Only the high priest could enter there, and that but once a year, on Yom Kippur
the Day of Atonement, with sacrificial blood which was offered for his sins and
the sins of the people.
A veil separated the worshiper from the presence of God. A veil alienated
the worshiper from seeing, feeling, and being in the presence of God, a veil
that prevented intimacy that prevented experiential knowledge of God. Jesus
tore it open.
Matthew 27:50-51 (MSG)
Jesus,
again crying out loudly, breathed his last. At that moment, the Temple curtain,
the veil, was ripped in two, top to bottom.
Now
the way is open for every worshiper to move past the elementary teaching of the
faith and enter into the very presence of God. Jesus atonement opened the way
for you, and now you must rip a veil in your own life, for there is a veil that
keeps you and me from experiencing God.
It is
the veil of self-sins that must be torn in two, ripped from our hearts and cast
into the fire. Self-righteousness,
self-pity, self-confidence, self-sufficiency, self-admiration, inordinate
self-love are all the manifestations of egoism. These self-sins are ingrained
in us, pollution from the old way of life, brought with us into our new lives
in Christ. Cultural success is not Kingdom success, the greatest in the Kingdom
is the least and servant of all. Cultural values are not Kingdom values. Love
is the highest value in the Kingdom, not power, riches or fame, or a
comfortable lifestyle. The self-sins tempt you to buy into the Cultural, to
live by egoism, and when you do you can’t see your way into the presence of
God.
This
veil cannot be removed by instruction. No matter how helpful an understanding
of the problem may be, it cannot be taught out. It must be destroyed by a
spiritual experience (2 Corinthians 3:14). There must be a work of God in order
to set you free. [In the Church of the Nazarene we have named this experience
as a second work of grace called Entire Sanctification]
The
ripping of this veil of egoism begins with your hunger and thirst of God. What
do you want? (Joshua 24:14-15). Answer that question.
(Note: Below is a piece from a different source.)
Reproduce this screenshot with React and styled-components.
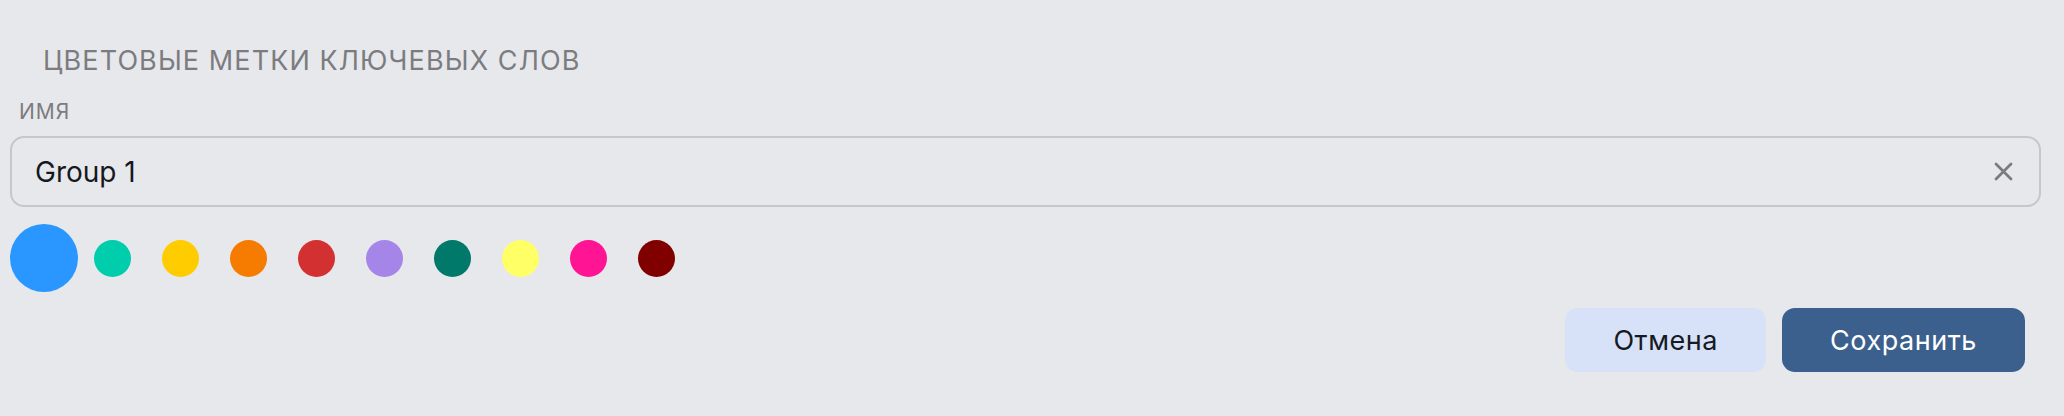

If it is not in align
with first and foremost knowing God, the veil persists.
Matthew
6:32-33 (MSG)
People
who don't know God and the way he works fuss over these things, but you know
both God and how he works. Steep your life in God-reality, God-initiative,
God-provisions. Don't worry about missing out. You'll find all your everyday
human concerns will be met.
The
“these things” are the things the culture tells us we need, the propaganda that
a life well lived results in the lifestyle of the rich and famous. The “these
things” are the temptations of egoism that try to convince us contentment is
found in the next thing you acquire, the next thrill, the next vacation, and
the next buck made. The scripture tells us these things are not what you need
to hunger and thirst after. What you need will be yours as a steep your life in
God.
Psalms
42:1-2 (NIV)
As the
deer pants for streams of water, so my soul pants for you, O God. My soul
thirsts for God, for the living God. When can I go and meet with God?
Working
outside in the summer, with that sun beating down, can certainly dry you out.
So you start thinking about getting something to drink, soon hydration is all
you are thinking about, suddenly you must have something to drink, nothing else
matters as quenching your thirst. That’s the kind of desire for God that you
need to rip the veil. (Psalms 42:3)
When
you first fall in love, you want to be with your beloved. You spend more than
the time you can with them, getting to know them better, separation can be
agonizing as you count the minutes until you can be reunited. That’s the kind
of desire for God that you need to rip the veil.
Cravings,
ever have one? We joke about that pregnant wife who craves pickles and sends
husband out in the middle of the night to get them. She has an acute desire
that will not be satisfied until she is munching on that kosher dill. That’s
the kind of desire for God that you need to rip the veil.
That
type of desire, that type of obsession, that type of craving for God doesn’t
come naturally. It is a grace gift from
God that you must ask for. As the Psalmist urges you must ask God for a taste—
Psalms
34:8 (KJV) & (MSG) “ O
taste and see that the Lord is good…” “Open
your mouth and taste open your eyes and see—how good God is. Blessed are you
who run to him.
Do you
truly want to love God with “all your heart, all your soul, all your strength,
and all your mind?” (Luke 10:27) Then ask. Ask God to give you such a desire.
Hasn’t He done so already? Do you know that good is God? That God is for you,
ever faithful, always wanting the best for you? Then ask God to go deeper, to
help you into a more intimate relationship with Him.
When
you can truthfully sing the words to the old hymn of the Church, “Take this
whole world but give me Jesus” then ask God to rip your veil and allow God to
do it. As the Holy Spirit reveals your self-sins you have to bring them to God
for judgment. You must hate them because they keep you from what you desire
most, what you are obsessed with, what you crave —God-reality. This must be the
passion in your heart because the veil is not made of 1800 count Egyptian
cotton, it’s made of self, made of flesh, a living membrane, and to rip through
it is painful. So it’s scary. That’s why God must give you the desire and you
must give God permission.
What
do you want? Do you want to go deeper still in your relationship with God? Do
you want to close the gap between belief and practice, between knowledge and
doing? I want to, I don’t want to be chief of sinners any longer. I want clean
hands and a pure heart that I can touch and see and feel all that a person can
on this side of the resurrection.
I
trust God will not withhold his good and perfect gifts from you. God will see
the sincerity of your heart and He Himself will become your one thing. I trust that
when God is your one thing, with nothing else more important, all the other people,
all the other things, will take their appropriate places in life and you will
lack for nothing. I trust you will enter into the actual spiritual experience
of knowing God through experience and your trust and confidence in God will go
deeper still.
Here’s
what I suggest you do: Before God renounce the skepticism that keeps you from
going all-in with God. Take the doubts and fears and confess them. Ask God to
rip the veil of things known and unknown that keep you from experiencing Him.
Then keep in step with the Holy Spirit, practicing all the things you have
learned about growing deeper with God. In doing so, the veil comes down; you
come to know God in new and fresh ways. Your trust and confidence in God’s love
you increase dramatically. With this comes a host of blessings that I don’t
want you to miss out on.
Matthew
5:6 (NIV)
Blessed
are those who hunger and thirst for righteousness, for they will be filled.